Another customer, Robert Clarkson, complained bitterly about the lack of information on the whereabouts of his Citroën C5 Aircross Hybrid on the Trustpilot reviews page for dealer Robins & Day.

“How can my new car that was made in September sit in a field for two months without the delivery company knowing where it is? Absolute shambles. Get a grip of your delivery system, Citroën UK management!” he wrote.

When asked for comment by Autocar Business, Stellantis said: “The current delivery situation is currently heavily influenced by the lack of transport capacities on the European market. Due to the ongoing pandemic, the geopolitical situation and the resulting absence of drivers from freight forwarders, there are delays in deliveries. Despite the challenges, we are doing our utmost to provide our customers with the vehicles they have ordered as quickly as possible. Pickup by retailers is one way of improving the current delivery situation. Retailers can now pick up ordered vehicles themselves from compounds (intermediate storage facilities) so that they can be handed over to our customers promptly.”
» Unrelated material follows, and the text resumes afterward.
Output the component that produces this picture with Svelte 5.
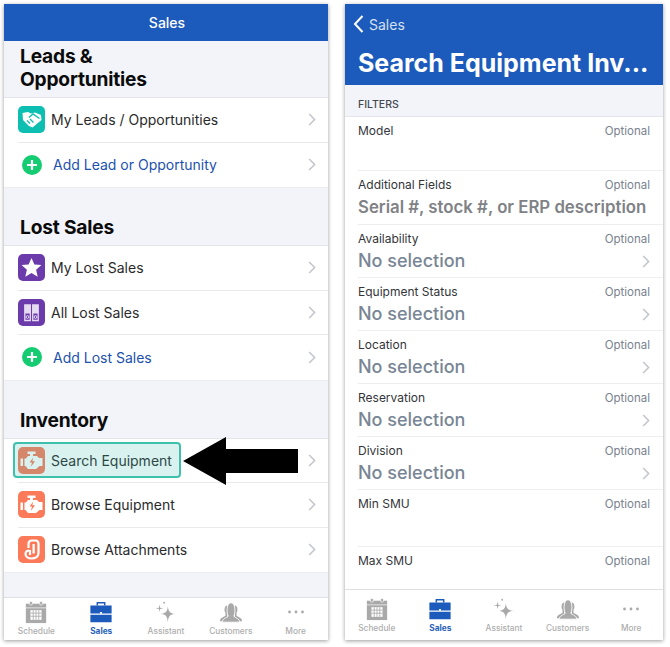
<script>
  const leads = [{ icon: 'shake', label: 'My Leads / Opportunities' }, { add: true, label: 'Add Lead or Opportunity' }];
  const lost = [
    { icon: 'star', label: 'My Lost Sales' },
    { icon: 'binders', label: 'All Lost Sales' },
    { add: true, label: 'Add Lost Sales' }
  ];
  const inventory = [
    { icon: 'engine', label: 'Search Equipment', marked: true },
    { icon: 'engine', label: 'Browse Equipment' },
    { icon: 'hook', label: 'Browse Attachments' }
  ];
  const filters = [
    { label: 'Model', cls: 'plain' },
    { label: 'Additional Fields', value: 'Serial #, stock #, or ERP description', cls: 'plain wide' },
    { label: 'Availability', value: 'No selection', pick: true },
    { label: 'Equipment Status', value: 'No selection', pick: true },
    { label: 'Location', value: 'No selection', pick: true },
    { label: 'Reservation', value: 'No selection', pick: true },
    { label: 'Division', value: 'No selection', pick: true },
    { label: 'Min SMU', cls: 'tall' },
    { label: 'Max SMU', cls: 'last' }
  ];
  const tabs = ['Schedule', 'Sales', 'Assistant', 'Customers', 'More'];
</script>

{#snippet chevron()}
  <svg class="chev" width="8" height="13" viewBox="0 0 8 13"><path d="M1.2 1 L6.6 6.5 L1.2 12" fill="none" stroke="#c3c6cc" stroke-width="1.6" /></svg>
{/snippet}

{#snippet appIcon(name)}
  <span class="app-icon {name}">
    <svg width="27" height="27" viewBox="0 0 27 27">
      {#if name === 'shake'}
        <path d="M4.5 7 L10 6 L13 7.5 L17 6.5 L23 9 L23.5 14 L14.5 21.5 L11 20 L5 14 Z" fill="#fff" />
        <path d="M11 11.5 L15 8 L21.5 12.5 M9 14.5 L12 17.5 M12 13 L15.5 16.5" fill="none" stroke="#0dbfb0" stroke-width="1.4" />
      {:else if name === 'star'}
        <path d="M13.5 4 L16.4 10.4 L23.4 11.1 L18.1 15.8 L19.7 22.8 L13.5 19.1 L7.3 22.8 L8.9 15.8 L3.6 11.1 L10.6 10.4 Z" fill="#fff" />
      {:else if name === 'binders'}
        <path d="M6.8 6 H12.3 V21.5 H6.8 Z M14.7 6 H20.2 V21.5 H14.7 Z" fill="none" stroke="#e6dcf2" stroke-width="1.3" />
        <path d="M6.8 6 H12.3 V14.5 H6.8 Z M14.7 6 H20.2 V14.5 H14.7 Z" fill="#e6dcf2" />
        <circle cx="9.5" cy="18" r="1.4" fill="none" stroke="#e6dcf2" />
        <circle cx="17.5" cy="18" r="1.4" fill="none" stroke="#e6dcf2" />
      {:else if name === 'engine'}
        <path d="M9.5 4.5 H17.5 V7 H15 V9 H19 L21 11 H24.5 V19 H21.5 L18 22 H10 L7.5 19 H6.5 V11.5 H8 L10 9 H12 V7 H9.5 Z" fill="#fff" />
        <path d="M2.5 11.5 H5 V19 H2.5 Z" fill="#fff" />
        <path d="M15.2 10.5 L11.5 15.5 H14 L12.8 20 L17 14.2 H14.3 Z" fill="currentColor" />
      {:else}
        <path d="M10.5 12 V8 C10.5 5.5 12 4.5 14 4.5 H17.5 C19.5 4.5 20.5 6 20.5 8 V17 C20.5 20.5 17.5 22.5 13.5 22.5 C10 22.5 7.5 20.5 7.5 18 C7.5 15.5 9.5 14 12 15 V19" fill="none" stroke="#fff" stroke-width="2.2" />
        <path d="M14.5 8 H16.8 V17.5 H14.5 Z" fill="#fff" />
      {/if}
    </svg>
  </span>
{/snippet}

{#snippet section(title, rows)}
  <h2>{title}</h2>
  <ul class="list">
    {#each rows as row}
      <li class="row">
        <div class="row-inner" class:is-add={row.add}>
          {#if row.add}
            <span class="plus"><svg width="20" height="20" viewBox="0 0 20 20"><circle cx="10" cy="10" r="10" fill="#16cc72" /><path d="M10 5 V15 M5 10 H15" stroke="#fff" stroke-width="2.2" /></svg></span>
          {:else}
            {@render appIcon(row.icon)}
          {/if}
          <span class="row-label">{row.label}</span>
          {@render chevron()}
        </div>
        {#if row.marked}
          <span class="mark"></span>
          <svg class="arrow" width="116" height="48" viewBox="0 0 116 48"><path d="M0 24 L43 0 V12 H115 V36 H43 V48 Z" fill="#000" /></svg>
        {/if}
      </li>
    {/each}
  </ul>
{/snippet}

{#snippet tabbar()}
  <nav class="tabs">
    {#each tabs as tab}
      <div class="tab" class:active={tab === 'Sales'}>
        <svg width="26" height="26" viewBox="0 0 26 26">
          {#if tab === 'Schedule'}
            <path d="M2 4 H24 V25 H2 Z" fill="#a9a9a9" />
            <rect x="6" y="1.5" width="3" height="4" rx="1.2" fill="#a9a9a9" stroke="#fff" stroke-width=".7" />
            <rect x="17" y="1.5" width="3" height="4" rx="1.2" fill="#a9a9a9" stroke="#fff" stroke-width=".7" />
            <path d="M2 8.5 H24" stroke="#fff" stroke-width=".7" />
            <path d="M7 11 H19 V21.5 H7 Z" fill="#fff" />
            <path d="M7 14.2 H19 M7 17.6 H19 M10 11 V21.5 M13 11 V21.5 M16 11 V21.5" stroke="#a9a9a9" stroke-width=".9" />
          {:else if tab === 'Sales'}
            <path d="M9 6 V3 H17 V6" fill="none" stroke="#1c5bbc" stroke-width="1.6" />
            <path d="M1.5 6 H24.5 V14.5 H1.5 Z M1.5 16 H24.5 V24 H1.5 Z" fill="#1c5bbc" />
            <rect x="12" y="13" width="2" height="2" fill="#fff" />
          {:else if tab === 'Assistant'}
            <path d="M15 7 C15.6 12.5 17.5 14.5 23 15 C17.5 15.6 15.6 17.5 15 24 C14.4 17.5 12.5 15.6 7 15 C12.5 14.5 14.4 12.5 15 7 Z" fill="#a9a9a9" />
            <path d="M6 5 L6.7 8.3 L10 9 L6.7 9.7 L6 13 L5.3 9.7 L2 9 L5.3 8.3 Z" fill="#a9a9a9" />
            <circle cx="11" cy="3" r="1" fill="#a9a9a9" />
          {:else if tab === 'Customers'}
            <path d="M1 23 C1 19 5 18.5 7 17 L7 14 C5.5 12 5.5 6 9 6 L9 20 L9 23 Z M25 23 C25 19 21 18.5 19 17 L19 14 C20.5 12 20.5 6 17 6 L17 23 Z" fill="#a9a9a9" />
            <path d="M3.5 24 C3.5 20 8.5 19.5 10 17.5 C8 14.5 8 3 13 3 C18 3 18 14.5 16 17.5 C17.5 19.5 22.5 20 22.5 24 Z" fill="#a9a9a9" stroke="#fff" stroke-width=".9" />
          {:else}
            <circle cx="6" cy="13" r="1.5" fill="#a9a9a9" />
            <circle cx="13" cy="13" r="1.5" fill="#a9a9a9" />
            <circle cx="20" cy="13" r="1.5" fill="#a9a9a9" />
          {/if}
        </svg>
        <span>{tab}</span>
      </div>
    {/each}
  </nav>
{/snippet}

<div class="page">
  <section class="phone">
    <header class="bar">Sales</header>
    <div class="body">
      <div class="group first">{@render section('Leads & Opportunities', leads)}</div>
      <div class="group">{@render section('Lost Sales', lost)}</div>
      <div class="group">{@render section('Inventory', inventory)}</div>
    </div>
    {@render tabbar()}
  </section>

  <section class="phone right">
    <header class="bar-large">
      <div class="back">
        <svg width="11" height="18" viewBox="0 0 11 18"><path d="M9.5 1 L2 9 L9.5 17" fill="none" stroke="#fff" stroke-width="2" /></svg>
        <span>Sales</span>
      </div>
      <h1>Search Equipment Inv...</h1>
    </header>
    <div class="body form">
      <div class="filters-title">FILTERS</div>
      <ul class="fields">
        {#each filters as f}
          <li class="field {f.cls ?? ''}">
            <div class="field-top"><span>{f.label}</span><span class="opt">Optional</span></div>
            {#if f.value}
              <div class="field-value"><span>{f.value}</span>{#if f.pick}{@render chevron()}{/if}</div>
            {/if}
          </li>
        {/each}
      </ul>
    </div>
    {@render tabbar()}
  </section>
</div>

<style>
  :global(body) {
    margin: 0;
    background: #fff;
  }

  ul {
    list-style: none;
    margin: 0;
    padding: 0;
  }

  .page {
    display: flex;
    gap: 17px;
    padding: 4px 7px 7px 4px;
    width: 670px;
    height: 647px;
    box-sizing: border-box;
    font-family: Inter, "Liberation Sans", sans-serif;
    overflow: hidden;
  }

  .phone {
    width: 324px;
    display: flex;
    flex-direction: column;
    background: #f2f4fa;
    box-shadow: 0 1px 4px rgba(0, 0, 0, 0.4);
  }

  .phone.right {
    width: 318px;
    background: #fff;
  }

  .bar {
    height: 37px;
    flex: none;
    background: #1c5bbc;
    color: #fff;
    font-size: 14px;
    font-weight: 500;
    display: flex;
    align-items: center;
    justify-content: center;
    padding-left: 2px;
  }

  .body {
    flex: 1;
    min-height: 0;
  }

  .group {
    padding-top: 28px;
  }

  .group.first {
    padding-top: 4px;
  }

  h2 {
    margin: 0;
    padding: 0 120px 6px 16px;
    font-size: 19.2px;
    line-height: 23px;
    font-weight: 700;
    color: #0b0b0b;
    letter-spacing: -0.2px;
  }

  .list {
    background: #fff;
    border-top: 1px solid #e4e5ea;
    border-bottom: 1px solid #ebecf0;
  }

  .row {
    position: relative;
    height: 44.5px;
    padding-left: 14px;
  }

  .row-inner {
    display: flex;
    align-items: center;
    height: 100%;
    box-sizing: border-box;
    border-bottom: 1px solid #eaeaec;
    padding-right: 12px;
  }

  .row:last-child .row-inner {
    border-bottom: none;
  }

  .app-icon {
    width: 27px;
    height: 27px;
    border-radius: 5px;
    flex: none;
    margin-right: 6px;
    display: block;
  }

  .app-icon svg {
    display: block;
  }

  .shake {
    background: #0dbfb0;
  }

  .star,
  .binders {
    background: #6c3bab;
  }

  .engine,
  .hook {
    background: #fb7a5a;
    color: #fb7a5a;
  }

  .plus {
    margin: 0 11px 0 4px;
    display: block;
    height: 20px;
  }

  .row-label {
    flex: 1;
    font-size: 14px;
    color: #2a2a2c;
    white-space: nowrap;
  }

  .is-add .row-label {
    color: #1c52ad;
  }

  .mark {
    position: absolute;
    left: 9px;
    top: 3px;
    width: 168px;
    height: 36px;
    box-sizing: border-box;
    border: 2.5px solid #3fc0ad;
    border-radius: 4px;
    background: rgba(63, 192, 173, 0.2);
  }

  .arrow {
    position: absolute;
    left: 179px;
    top: -2px;
  }

  .tabs {
    flex: none;
    height: 43px;
    margin-top: auto;
    background: #fff;
    border-top: 1px solid #dfe0e4;
    display: flex;
    box-sizing: border-box;
  }

  .right .tabs {
    height: 51px;
    padding-top: 5px;
  }

  .tab {
    flex: 1;
    display: flex;
    flex-direction: column;
    align-items: center;
    font-size: 8.3px;
    font-weight: 500;
    color: #aeaeae;
    padding-top: 2px;
  }

  .tab svg {
    display: block;
    height: 24px;
    margin-bottom: 2px;
  }

  .tab.active {
    color: #2a62b8;
    font-weight: 700;
  }

  .bar-large {
    height: 81px;
    flex: none;
    background: #1c5bbc;
    color: #fff;
    box-sizing: border-box;
    padding: 11px 13px 0 8px;
  }

  .back {
    display: flex;
    align-items: center;
    gap: 5px;
    font-size: 14px;
    color: #d5e0f2;
    height: 18px;
  }

  .bar-large h1 {
    margin: 11px 0 0 5px;
    font-size: 25px;
    line-height: 38px;
    font-weight: 700;
    white-space: nowrap;
  }

  .form {
    display: flex;
    flex-direction: column;
    min-height: 0;
  }

  .filters-title {
    height: 32px;
    flex: none;
    box-sizing: border-box;
    background: #f2f4fa;
    border-bottom: 1px solid #e4e5ea;
    padding: 13px 0 0 13px;
    font-size: 10.5px;
    line-height: 13px;
    font-weight: 500;
    color: #444850;
  }

  .field {
    height: 53px;
    box-sizing: border-box;
    margin-left: 13px;
    padding: 6px 13px 0 0;
    border-bottom: 1px solid #eeeef0;
  }

  .field.plain {
    height: 54px;
  }

  .field.tall {
    height: 57px;
  }

  .field.last {
    height: 42px;
    border-bottom: none;
  }

  .field-top {
    display: flex;
    justify-content: space-between;
    align-items: baseline;
    font-size: 12px;
    line-height: 15px;
    color: #33353a;
  }

  .opt {
    font-size: 11.5px;
    color: #79828f;
  }

  .field-value {
    display: flex;
    justify-content: space-between;
    align-items: center;
    font-size: 18px;
    line-height: 24px;
    font-weight: 500;
    color: #788595;
    margin-top: 2px;
  }

  .wide .field-value {
    font-size: 16.8px;
    color: #7f8286;
    font-weight: 600;
    white-space: nowrap;
  }

  .chev {
    flex: none;
  }
</style>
Stellantis last week paused production in Sochaux, France, on the back of logistics problems, Reuters reported. The news agency reported two weeks ago that Stellantis was being forced to store around 4000 newly built Peugeot 3008s at the facility following logistics issues.

Stellantis management blamed the shortage of truck drivers on its recent inability to ship cars from factories to dealerships. 

“At the moment, we can’t build enough cars, and the ones we are building in Europe we’re struggling to get to the point of sale,” Stellantis CFO Richard Palmer said on the company’s third-quarter earnings call in early November.

Car makers are also suffering delays shipping cars from China and other other locations, due to a shortage of car carriers and staff shortages in European ports.

Stellantis production numbers rose by 25% in the third quarter of this year as the chip crisis eased, but shipments went up by only 14%.